Увидев многотысячную толпу, тянувшуюся от входа в усыпальницу до противоположного конца главной аллеи, я уже собрался было повернуть обратно (издали поглядел, и ладно). Но: «Тот не бывал в Индии, кто не посетил Тадж-Махала», — заявил Сандип, который сам до этого видел знаменитый мавзолей лишь однажды в далеком детстве. Через неделю он использует ту же тактику, агитируя меня поехать с ним в южный штат Керала: «Тот не бывал в Индии, кто не посетил Кералу, родину индийского театра и невероятно вкусного садья. Знаешь, что такое садья? Пир на банановых листьях!» Если малаяльскую кухню мне предстояло попробовать впервые, то с малаяльским театром катхакали, воспетом в бестселлере «Бог мелочей», я был знаком и раньше. Несколько лет назад одна из последних трупп, специализирующихся на этом древнем виде искусства, приезжала в Нью-Йорк. Гастроли индийского театра были приурочены к празднику Дивали, почти совпавшему в тот год с Хеллоуином. Пока по улицам Гринвич-Виллиджа шел шумный хеллоуинский парад, на сцене театра в Линкольн-центре разворачивалось еще более красочное и бесшабашное действо. Казалось бы, традиционные театры Востока (а я видел японский, китайский, корейский и даже лаосский театр) все в общих чертах немного похожи друг на друга: сложная символика, суггестивность мимики и жестов, перкуссионный аккомпанемент, использование масок. Все это было и тут, но мне показалось, что катхакали по сути куда ближе к африканскому театру, чем к японскому или китайскому. Вместо экономных шажков пекинской оперы — тигриные прыжки, переходящие в оголтелый пляс; вместо минималистичной перкуссии театра но или кабуки — исступленный бой говорящих барабанов. Когда же действие дошло до того памятного места, где разъяренный богатырь Бхимасена, один из достославных Пандавов, пьет кровь поверженного Духшасаны, актер, игравший Бхиму, измазался чем-то вроде кетчупа и принялся смачно чавкать, запихивая в рот гирлянды бутафорских кишок. В этот момент я понял, что передо мной все тот же Хеллоуин и классический спектакль по сюжету из «Махабхараты» можно считать продолжением веселого парада в Гринвич-Виллидже.

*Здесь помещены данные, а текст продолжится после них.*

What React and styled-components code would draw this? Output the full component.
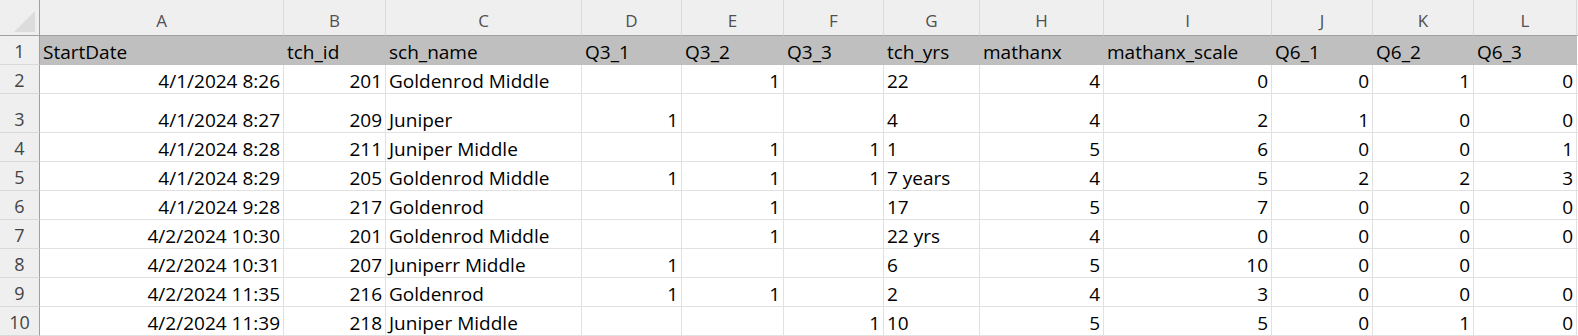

Рано или поздно все забудется — и Тадж-Махал, и катхакали; останутся фотоальбомы, в которые никогда не заглядываешь. Если что и хотелось бы удержать в памяти, это лица и голоса людей. Для всего остального есть «Википедия». Человека, который повел меня на индийский спектакль, зовут Саурабх. Мы с ним вместе проходили интернатуру и в течение года были неразлучны. Кажется, за всю свою жизнь я не встречал более заботливого и одновременно беззаботного человека. Это он, Саурабх, потратил все деньги на покупку новой машины своему двоюродному брату, когда тот попал в аварию. Это Саурабх добровольно заночевал в больнице, чтобы присматривать за тяжелым пациентом, хотя в ту ночь должен был дежурить кто-то другой. Это Саурабх пожертвовал отпуском, чтобы помочь мне с переездом. И это он после выпуска из мединститута целый год просидел перед телевизором в родительской гостиной.
— Неужели ты весь год только и делал, что смотрел телевизор?
— В общем, да.
— У тебя была депрессия?
— Наоборот, я был вполне счастлив. Потом мне, конечно, стало стыдно: родители стареют, а я ничего не делаю. Но если б можно было, я бы и дальше так сидел. Мне кажется, я бы мог так просидеть всю жизнь и ни о чем не жалел бы. С одной стороны, эта мысль меня пугает, а с другой — почему бы и нет?